SOUTH SIOUX CITY, Neb. (KCAU) – Did you know the Navy has more planes than the Air Force? For this week’s edition of Veteran’s Voices, we learn about a South Sioux City man who was part of that massive fleet.
When Larry Brostad was just 18-years-old, he made a spur-of-the-moment decision to enlist in the Navy.
“We had some classmates and they had joined, and they were back for boot camp and we were all drinking a little beer and they talked about how cool and great and neat the navy was everything. And I somehow agreed to go down and join the navy the next day down in Omaha, Nebraska,” Brostad said.
During Brostad’s time in the Navy, he served on the U.S.S. Oriskany as an Aviation Machinist’s Mate in the Tongan Gulf.
“Our pilots flew fighter cover for the A7 attack aircraft. That was our primary mission, the secondary mission was to strafe anything they could in the Ho Chi Minh trail. And we literally repaired almost everything on board the ship,” Brostad said.
Brostad worked in a fast-paced environment.
“We worked 12 hours on 12 hours off. We were at flight quarters 24 hours a day. We launched every hour on the hour and recovered every hour on the hour. And it was a routine and it just went on and on and on and on,” Brostad said.
Brostad returned stateside in December 1970 before his second tour in April 1971.
“Actually I was pretty excited about it… because in 1970 we had Vietnam won,” Brostad said.
But, Brostad’s excitement would soon end.

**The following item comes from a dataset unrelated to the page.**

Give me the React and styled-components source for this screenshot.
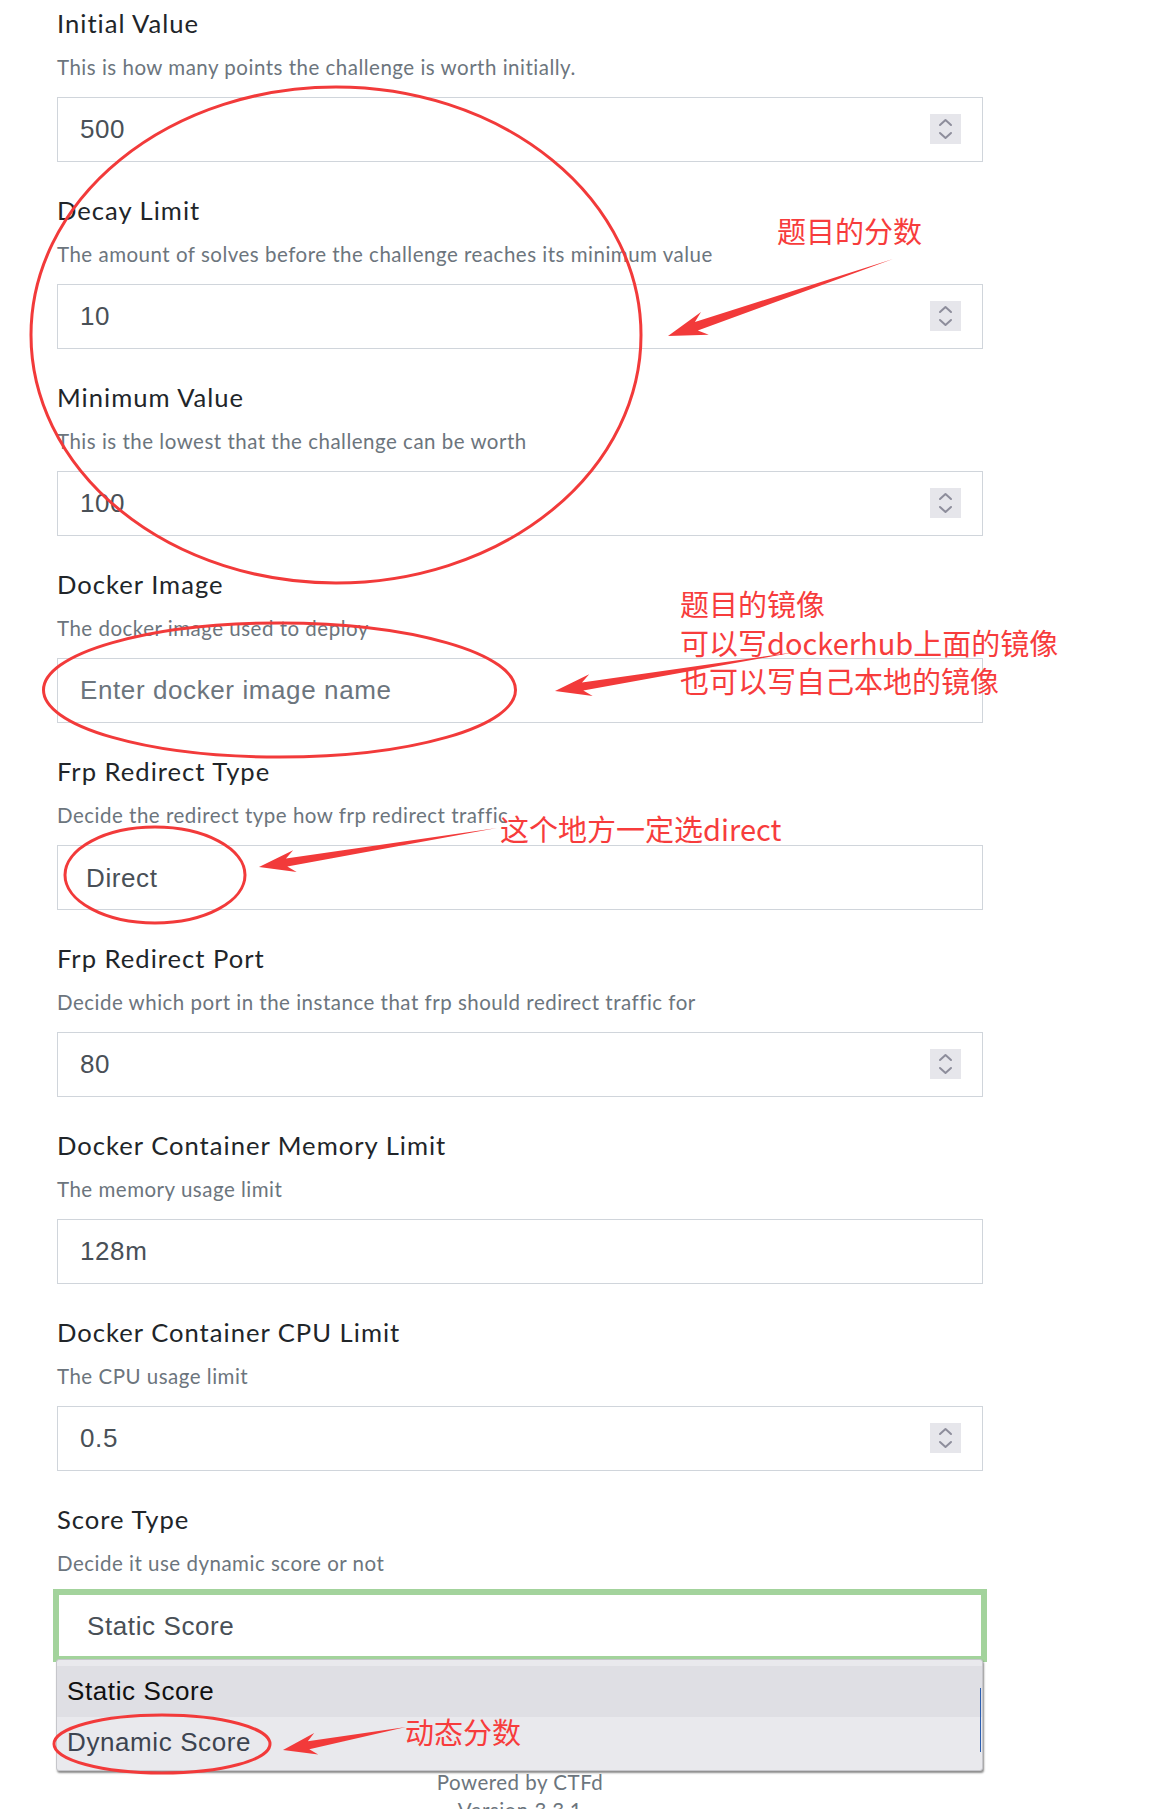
import React from "react";
import styled, { createGlobalStyle } from "styled-components";

const GlobalStyle = createGlobalStyle`
  html, body {
    margin: 0;
    padding: 0;
    background: #fff;
  }
  body {
    font-family: Lato, "Noto Sans", sans-serif;
  }
`;

const RED = "#f23a3a";

const Page = styled.div`
  position: relative;
  width: 1169px;
  min-height: 1809px;
  overflow: hidden;
`;

const Form = styled.form`
  width: 926px;
  margin-left: 57px;
  padding-top: 5px;
`;

const Field = styled.div`
  margin-bottom: 30px;
`;

const Label = styled.label`
  display: block;
  font-size: 25.6px;
  letter-spacing: 1px;
  line-height: 36px;
  color: #212529;
  margin-bottom: 12px;
`;

const Help = styled.small`
  display: block;
  font-size: 20.5px;
  letter-spacing: 0.5px;
  line-height: 28px;
  color: #6c757d;
  margin-bottom: 16px;
`;

const Control = styled.div`
  position: relative;
  height: 65px;
`;

const Input = styled.input`
  box-sizing: border-box;
  width: 100%;
  height: 65px;
  margin: 0;
  padding: 0 22px;
  border: 1px solid #d0d5db;
  border-radius: 0;
  background: #fff;
  font-family: "Liberation Sans", Arial, sans-serif;
  font-size: 26px;
  letter-spacing: 0.6px;
  color: #495057;
  outline: none;

  &::placeholder {
    color: #6c757d;
    opacity: 1;
  }
`;

const Select = styled.select`
  box-sizing: border-box;
  width: 100%;
  height: 65px;
  margin: 0;
  padding: 0 0 0 28px;
  appearance: none;
  -webkit-appearance: none;
  border: ${(p) => (p.$focused ? "2px solid #a3d39c" : "1px solid #d0d5db")};
  box-shadow: ${(p) => (p.$focused ? "0 0 0 4px #a3d39c" : "none")};
  border-radius: 0;
  background: #fff;
  font-family: "Liberation Sans", Arial, sans-serif;
  font-size: 26px;
  letter-spacing: 0.6px;
  color: #495057;
  outline: none;
`;

const Spinner = styled.span`
  position: absolute;
  right: 22px;
  top: 17px;
  width: 31px;
  height: 30px;
  background: #e6e6eb;
  display: flex;
  align-items: center;
  justify-content: center;
`;

const Menu = styled.ul`
  position: absolute;
  left: -1px;
  right: 0;
  top: calc(100% + 1px);
  margin: 0;
  padding: 6px 0 2px;
  list-style: none;
  background: #e9e9ed;
  border: 1px solid #c6c6cb;
  border-radius: 3px;
  box-shadow: 1px 2px 2px rgba(0, 0, 0, 0.45);
  z-index: 2;

  &::after {
    content: "";
    position: absolute;
    right: 1px;
    top: 28px;
    height: 64px;
    width: 1px;
    background: #2d5fb0;
  }
`;

const Option = styled.li`
  height: 51px;
  display: flex;
  align-items: center;
  padding-left: 10px;
  font-family: "Liberation Sans", Arial, sans-serif;
  font-size: 26px;
  letter-spacing: 0.6px;
  color: ${(p) => (p.$active ? "#111" : "#3d4450")};
  background: ${(p) => (p.$active ? "#dfdfe4" : "transparent")};
`;

const Footer = styled.footer`
  width: 926px;
  margin: 110px 0 0 57px;
  text-align: center;
  font-size: 20.5px;
  letter-spacing: 0.5px;
  line-height: 28px;
  color: #6c757d;
`;

const Overlay = styled.svg`
  position: absolute;
  left: 0;
  top: 0;
  pointer-events: none;
  z-index: 5;
`;

const Note = styled.div`
  position: absolute;
  left: ${(p) => p.$x}px;
  top: ${(p) => p.$y}px;
  font-family: "Noto Sans CJK SC", "Noto Sans", sans-serif;
  font-size: 29px;
  line-height: 38.5px;
  color: #f73c3c;
  white-space: nowrap;
  pointer-events: none;
  z-index: 6;
`;

const SpinIcon = () => (
  <svg width="31" height="30" viewBox="0 0 31 30">
    <polyline points="10,11 15.5,6 21,11" fill="none" stroke="#8d8d9b" strokeWidth="2" strokeLinecap="round" strokeLinejoin="round" />
    <polyline points="10,19 15.5,24 21,19" fill="none" stroke="#8d8d9b" strokeWidth="2" strokeLinecap="round" strokeLinejoin="round" />
  </svg>
);

const arrowPoints = (sx, sy, tx, ty, head, barb, neck) => {
  const dx = tx - sx;
  const dy = ty - sy;
  const len = Math.hypot(dx, dy);
  const ux = dx / len;
  const uy = dy / len;
  const nx = -uy;
  const ny = ux;
  const bx = tx - ux * head;
  const by = ty - uy * head;
  const cx = tx - ux * head * 1.3;
  const cy = ty - uy * head * 1.3;
  return [
    [sx, sy],
    [bx + nx * neck, by + ny * neck],
    [cx + nx * barb, cy + ny * barb],
    [tx, ty],
    [cx - nx * barb, cy - ny * barb],
    [bx - nx * neck, by - ny * neck],
  ]
    .map((p) => p.map((v) => v.toFixed(1)).join(","))
    .join(" ");
};

const circles = [
  { cx: 336, cy: 335, rx: 305, ry: 248 },
  { cx: 279.5, cy: 690, rx: 236, ry: 67 },
  { cx: 155, cy: 875, rx: 90, ry: 48 },
  { cx: 162, cy: 1744, rx: 108, ry: 29 },
];

const arrows = [
  [893, 259, 668, 336, 30, 12, 4.5],
  [796, 652, 555, 691, 28, 11, 4],
  [497, 828, 259, 867, 28, 11, 4],
  [406, 1727, 283, 1750, 26, 11, 4],
];

const Annotations = () => (
  <>
    <Overlay width="1169" height="1809" viewBox="0 0 1169 1809">
      {circles.map((c, i) => (
        <ellipse key={i} {...c} fill="none" stroke={RED} strokeWidth="3" />
      ))}
      {arrows.map((a, i) => (
        <polygon key={i} points={arrowPoints(...a)} fill={RED} />
      ))}
    </Overlay>
    <Note $x={777} $y={211}>题目的分数</Note>
    <Note $x={680} $y={584}>
      题目的镜像
      <br />
      可以写dockerhub上面的镜像
      <br />
      也可以写自己本地的镜像
    </Note>
    <Note $x={500} $y={809}>这个地方一定选direct</Note>
    <Note $x={405} $y={1712}>动态分数</Note>
  </>
);

const fields = [
  { label: "Initial Value", help: "This is how many points the challenge is worth initially.", value: "500", number: true },
  { label: "Decay Limit", help: "The amount of solves before the challenge reaches its minimum value", value: "10", number: true },
  { label: "Minimum Value", help: "This is the lowest that the challenge can be worth", value: "100", number: true },
  { label: "Docker Image", help: "The docker image used to deploy", placeholder: "Enter docker image name" },
  { label: "Frp Redirect Type", help: "Decide the redirect type how frp redirect traffic", select: ["Direct", "Proxy"] },
  { label: "Frp Redirect Port", help: "Decide which port in the instance that frp should redirect traffic for", value: "80", number: true },
  { label: "Docker Container Memory Limit", help: "The memory usage limit", value: "128m" },
  { label: "Docker Container CPU Limit", help: "The CPU usage limit", value: "0.5", number: true },
];

export default function App() {
  return (
    <Page>
      <GlobalStyle />
      <Form onSubmit={(e) => e.preventDefault()}>
        {fields.map((f) => (
          <Field key={f.label}>
            <Label>{f.label}</Label>
            <Help>{f.help}</Help>
            <Control>
              {f.select ? (
                <Select defaultValue={f.select[0]}>
                  {f.select.map((o) => (
                    <option key={o}>{o}</option>
                  ))}
                </Select>
              ) : (
                <Input type="text" defaultValue={f.value} placeholder={f.placeholder} />
              )}
              {f.number && (
                <Spinner>
                  <SpinIcon />
                </Spinner>
              )}
            </Control>
          </Field>
        ))}
        <Field>
          <Label>Score Type</Label>
          <Help>Decide it use dynamic score or not</Help>
          <Control>
            <Select $focused defaultValue="static">
              <option value="static">Static Score</option>
              <option value="dynamic">Dynamic Score</option>
            </Select>
            <Menu>
              <Option $active>Static Score</Option>
              <Option>Dynamic Score</Option>
            </Menu>
          </Control>
        </Field>
      </Form>
      <Footer>
        <div>Powered by CTFd</div>
        <div>Version 3.3.1</div>
      </Footer>
      <Annotations />
    </Page>
  );
}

“The second time we went over we didn’t fly 24/7 and we didn’t fly many night ops. It was very disappointing that we worked that hard the year before and then went over and saw it all go away,” Brostad said.
And his return home couldn’t come sooner.
“I got out of the Navy down at 32nd street naval base in San Diego, and my wife said she never saw a bigger smile on anybody’s face,” Brostad said.
Some of the planes Brostad worked on during his time on the U.S.S Oriskany were F8 Crusaders and F4 Phantoms.